Which songwriters do you look up to?
I’m going to show my age here, but the songwriters that I return to year after year after year are the greats: Joni Mitchell, Paul Simon… the people I’ve been naming in interviews for years, because you get that same sense of story when you listen to music like that. You can hear and make sense of the story in the lyrics, but you can also feel the story with everything else the music is doing.

How has growing older increased your power as a musician but specifically as a songwriter?
One of the benefits of time is that you’re really able to begin to understand and know your own process, in a way that I didn’t in my early 20s. I’m so much more aware of how and when my creativity flourishes and what I need for that to happen.

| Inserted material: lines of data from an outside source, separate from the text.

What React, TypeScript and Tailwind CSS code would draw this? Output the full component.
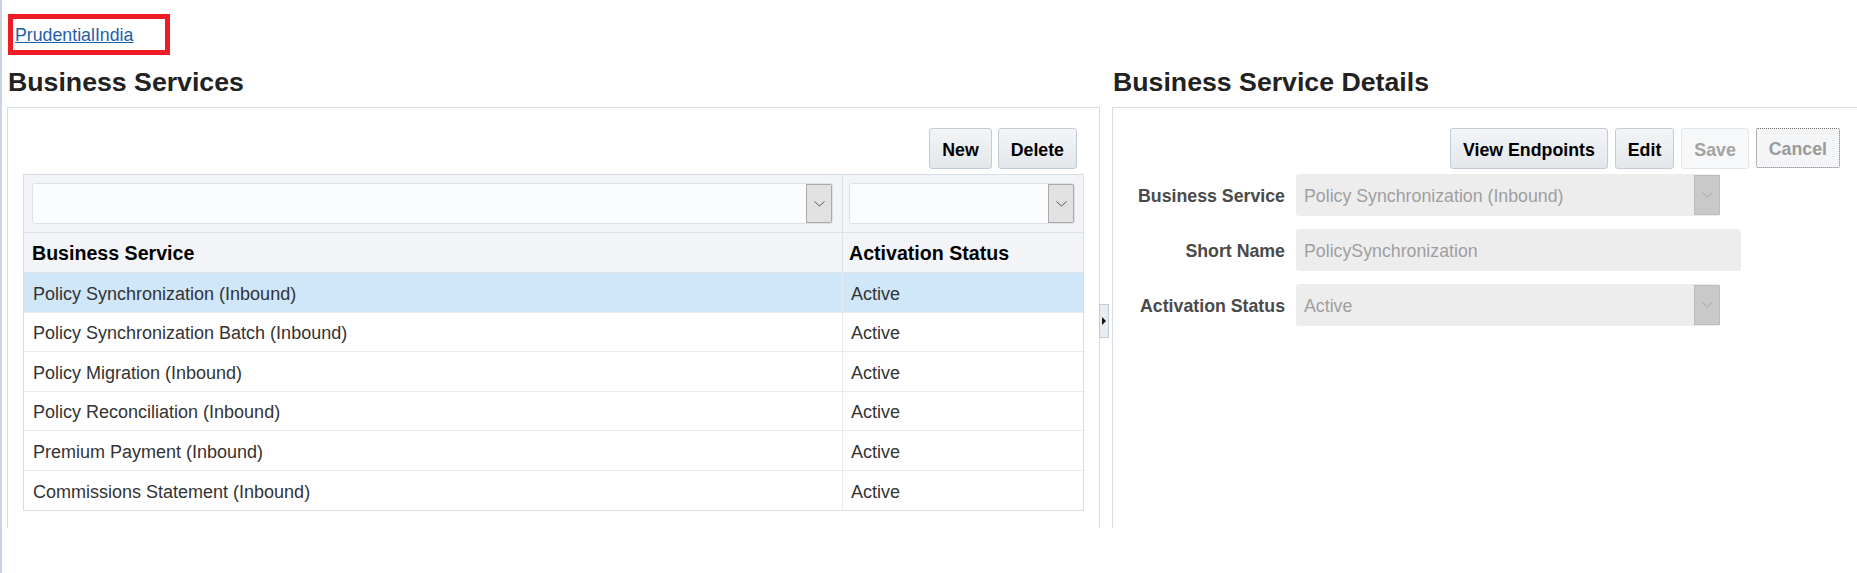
import React from 'react';

const services = [
  'Policy Synchronization (Inbound)',
  'Policy Synchronization Batch (Inbound)',
  'Policy Migration (Inbound)',
  'Policy Reconciliation (Inbound)',
  'Premium Payment (Inbound)',
  'Commissions Statement (Inbound)',
];

function Chevron({ color }: { color: string }) {
  return (
    <svg width="11" height="6" viewBox="0 0 11 6" fill="none">
      <path d="M0.5 0.5 L5.5 5 L10.5 0.5" stroke={color} strokeWidth="1" />
    </svg>
  );
}

function FilterSelect() {
  return (
    <div className="flex h-[41px] w-full overflow-hidden rounded-[3px] border border-[#dde2e8] bg-[#fbfcfd]">
      <div className="flex-1" />
      <div className="flex w-[26px] items-center justify-center border border-[#a9a9a9] bg-[#e1e1e1]">
        <Chevron color="#555" />
      </div>
    </div>
  );
}

function ToolButton({ label, disabled, focused }: { label: string; disabled?: boolean; focused?: boolean }) {
  if (disabled) {
    return (
      <button className="h-[41px] rounded-[3px] border border-[#e2e6ea] bg-[#f7f8f9] px-[12px] pt-[3px] font-bold text-[#a3a3a3]">
        {label}
      </button>
    );
  }
  if (focused) {
    return (
      <button className="h-[40px] rounded-[2px] border border-dotted border-[#6f6f6f] bg-[#f4f5f7] px-[12px] pt-[3px] font-bold text-[#9a9a9a]">
        {label}
      </button>
    );
  }
  return (
    <button className="h-[41px] rounded-[3px] border border-[#c3cbd4] bg-gradient-to-b from-[#f3f5f7] to-[#e3e7eb] px-[12px] pt-[3px] font-bold text-black">
      {label}
    </button>
  );
}

export default function App() {
  return (
    <div className="flex h-[573px] w-[1857px] overflow-hidden bg-white font-['Liberation_Sans',Arial,sans-serif] text-[17.75px]">
      <div className="w-[2px] bg-[#cbd5e2]" />
      <div className="ml-[5px] flex flex-1 flex-col">
        <div className="pl-[1px] pt-[14px]">
          <div className="h-[41px] w-[162px] border-[5px] border-[#ee1c25] pl-[2px] pt-[6px] leading-[20px]">
            <a href="#" className="text-[#1f5ea8] underline">PrudentialIndia</a>
          </div>
        </div>

        <div className="flex">
          {/* left column */}
          <div className="w-[1093px]">
            <h1 className="h-[52px] pl-[1px] pt-[11px] text-[26.7px] font-bold leading-[32px] text-[#222]">Business Services</h1>
            <div className="h-[421px] border-l border-r border-t border-[#d6dde5] px-[15px]">
              <div className="flex justify-end gap-[6px] pr-[7px] pt-[20px]">
                <ToolButton label="New" />
                <ToolButton label="Delete" />
              </div>
              <div className="mt-[5px] border border-[#d5dde5]">
                <div className="grid h-[58px] grid-cols-[818px_1fr] border-b border-[#dde3ea] bg-[#f2f4f7]">
                  <div className="flex items-center pl-[8px] pr-[9px]">
                    <FilterSelect />
                  </div>
                  <div className="flex items-center border-l border-[#dde3ea] pl-[6px] pr-[8px]">
                    <FilterSelect />
                  </div>
                </div>
                <div className="grid h-[40px] grid-cols-[818px_1fr] border-b border-[#dde3ea] bg-[#f2f4f7] text-[19.6px] font-bold text-black">
                  <div className="flex items-center pl-[8px] pt-[2px]">Business Service</div>
                  <div className="flex items-center border-l border-[#dde3ea] pl-[6px] pt-[2px]">Activation Status</div>
                </div>
                {services.map((s, i) => (
                  <div
                    key={s}
                    className={`grid h-[39.5px] grid-cols-[818px_1fr] text-[18px] text-[#333] ${
                      i < services.length - 1 ? 'border-b border-[#e6eaee]' : ''
                    } ${i === 0 ? 'bg-[#d0e6f9]' : 'bg-white'}`}
                  >
                    <div className="flex items-center pl-[9px] pt-[4px]">{s}</div>
                    <div className="flex items-center border-l border-[#e6eaee] pl-[8px] pt-[4px]">Active</div>
                  </div>
                ))}
              </div>
            </div>
          </div>

          {/* splitter */}
          <div className="w-[12px] pt-[249px]">
            <div className="-ml-[1px] flex h-[34px] w-[10px] items-center justify-center border border-[#c2cad3] bg-[#e9edf1]">
              <svg width="4" height="8" viewBox="0 0 4 8">
                <path d="M0 0 L4 4 L0 8 Z" fill="#111" />
              </svg>
            </div>
          </div>

          {/* right column */}
          <div className="flex-1">
            <h1 className="h-[52px] pl-[1px] pt-[11px] text-[26.7px] font-bold leading-[32px] text-[#222]">Business Service Details</h1>
            <div className="h-[421px] border-l border-t border-[#d6dde5] pr-[17px]">
              <div className="flex items-start justify-end gap-[7px] pt-[20px]">
                <ToolButton label="View Endpoints" />
                <ToolButton label="Edit" />
                <ToolButton label="Save" disabled />
                <ToolButton label="Cancel" focused />
              </div>
              <div className="mt-[5px] flex flex-col gap-[13px]">
                <div className="flex items-center">
                  <div className="w-[172px] pt-[2px] text-right font-bold text-[#4a4a4a]">Business Service</div>
                  <div className="ml-[11px] flex h-[42px] w-[424px] items-center rounded-[3px] bg-[#ededee] pl-[8px] text-[#9f9f9f]">
                    <span className="flex-1 pt-[2px]">Policy Synchronization (Inbound)</span>
                    <div className="flex h-[40px] w-[26px] items-center justify-center border border-[#bdbdbd] bg-[#c9c9c9]">
                      <Chevron color="#a8a8a8" />
                    </div>
                  </div>
                </div>
                <div className="flex items-center">
                  <div className="w-[172px] pt-[2px] text-right font-bold text-[#4a4a4a]">Short Name</div>
                  <div className="ml-[11px] flex h-[42px] w-[445px] items-center rounded-[3px] bg-[#ededee] pl-[8px] pt-[2px] text-[#9f9f9f]">
                    PolicySynchronization
                  </div>
                </div>
                <div className="flex items-center">
                  <div className="w-[172px] pt-[2px] text-right font-bold text-[#4a4a4a]">Activation Status</div>
                  <div className="ml-[11px] flex h-[42px] w-[424px] items-center rounded-[3px] bg-[#ededee] pl-[8px] text-[#9f9f9f]">
                    <span className="flex-1 pt-[2px]">Active</span>
                    <div className="flex h-[40px] w-[26px] items-center justify-center border border-[#bdbdbd] bg-[#c9c9c9]">
                      <Chevron color="#a8a8a8" />
                    </div>
                  </div>
                </div>
              </div>
            </div>
          </div>
        </div>
      </div>
    </div>
  );
}
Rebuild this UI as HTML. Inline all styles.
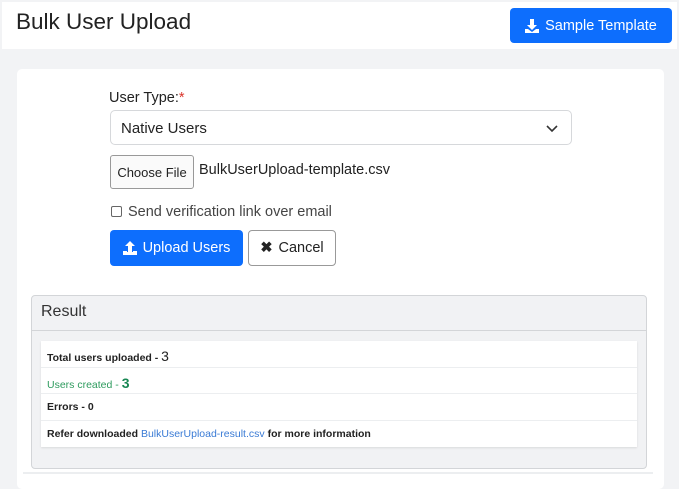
<!DOCTYPE html>
<html><head><style>
*{box-sizing:border-box;margin:0;padding:0}
body{width:679px;height:486px;background:#f2f3f5;font-family:"Liberation Sans",sans-serif;position:relative;overflow:hidden;color:#222}
.abs{position:absolute}
.hdr{left:2px;top:2px;width:675px;height:47px;background:#fff}
h1{position:absolute;left:16px;top:9px;font-size:22.5px;font-weight:400;color:#222}
.btn{position:absolute;border-radius:4px;font-size:14.5px;display:flex;align-items:center;justify-content:center;gap:6px}
.blue{background:#0d6efd;color:#fff}
.card{left:17px;top:69px;width:647px;height:420px;background:#fff;border-radius:5px}
.sel{left:110px;top:110px;width:462px;height:35px;border:1px solid #d6d8db;border-radius:5px;font-size:15px;padding:9px 10px}
.res{left:31px;top:295px;width:616px;height:174px;border:1px solid #d3d5d8;border-radius:4px;background:#f1f2f4}
.rh{height:35px;border-bottom:1px solid #d3d5d8;font-size:16px;padding:7px 9px;color:#333}
.rows{position:absolute;left:9px;top:45px;width:596px;background:#fff;box-shadow:0 1px 2px rgba(0,0,0,.1)}
.row{height:26.5px;border-bottom:1px solid #eceef0;font-size:10.5px;font-weight:700;padding:7px 6px}
</style></head><body>
<div class="abs hdr"></div>
<h1>Bulk User Upload</h1>
<div class="btn blue" style="left:510px;top:8px;width:162px;height:35px"><svg width="14" height="14" viewBox="0 0 14 14"><path d="M5 0h4v6h3l-5 5-5-5h3z M0 10h3l4 3 4-3h3v4H0z" fill="#fff"/></svg>Sample Template</div>
<div class="abs card"></div>
<div class="abs" style="left:109px;top:90px;font-size:14.5px">User Type:<span style="color:#d9342b">*</span></div>
<div class="abs sel">Native Users<svg class="abs" style="right:13px;top:14px" width="12" height="8" viewBox="0 0 12 8"><path d="M1 1l5 5 5-5" stroke="#333" stroke-width="1.6" fill="none"/></svg></div>
<div class="btn" style="left:110px;top:155px;width:84px;height:34px;border:1px solid #999;border-radius:3px;font-size:13px;background:#fafafa">Choose File</div>
<div class="abs" style="left:199px;top:162px;font-size:14.5px">BulkUserUpload-template.csv</div>
<div class="abs" style="left:111px;top:206px;width:11px;height:11px;border:1px solid #666;border-radius:2px"></div>
<div class="abs" style="left:128px;top:204px;font-size:14.5px;color:#444">Send verification link over email</div>
<div class="btn blue" style="left:110px;top:230px;width:133px;height:36px"><svg width="14" height="14" viewBox="0 0 14 14"><path d="M7 0l5 5H9v6H5V5H2z M0 10h4v1h6v-1h4v4H0z" fill="#fff"/></svg>Upload Users</div>
<div class="btn" style="left:248px;top:230px;width:88px;height:36px;border:1px solid #999;color:#222"><span style="font-weight:700">✖</span>Cancel</div>
<div class="abs res"><div class="rh">Result</div>
<div class="rows">
<div class="row">Total users uploaded - <span style="font-size:14px;font-weight:400">3</span></div>
<div class="row" style="color:#2e9b5e;font-weight:400">Users created - <span style="font-size:14px;font-weight:700;color:#198754">3</span></div>
<div class="row">Errors - 0</div>
<div class="row" style="border:none">Refer downloaded <span style="color:#3a7bd5;font-weight:400">BulkUserUpload-result.csv</span> for more information</div>
</div></div>
<div class="abs" style="left:23px;top:472px;width:630px;height:2px;background:#eceef0"></div>
</body></html>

I’m always aware of the types of situations where I’m aware I’m not going to be a strong contributor – rather than squeezing myself into those situations, being like ‘You know what, I don’t think that’s going to be a great fit.’ Being more confident and comfortable to go, ‘there’s someone else who can do what you’re looking for a lot better than I can.’

Wisdom for the right yes’s, and the right no’s is something that comes with age and experience. I still have the song-writing bug, and I’m grateful for that – I don’t think I’ll ever get sick of that feeling when all of a sudden, that particular lyric comes and that particular phrase is ordered in just the right way, and the internal rhyme works with this sentence in this particular way. There’s so much mathematics in music, but there’s also so much mystery. And being a songwriter is to exist between maths and mystery, and that’s pretty wonderful.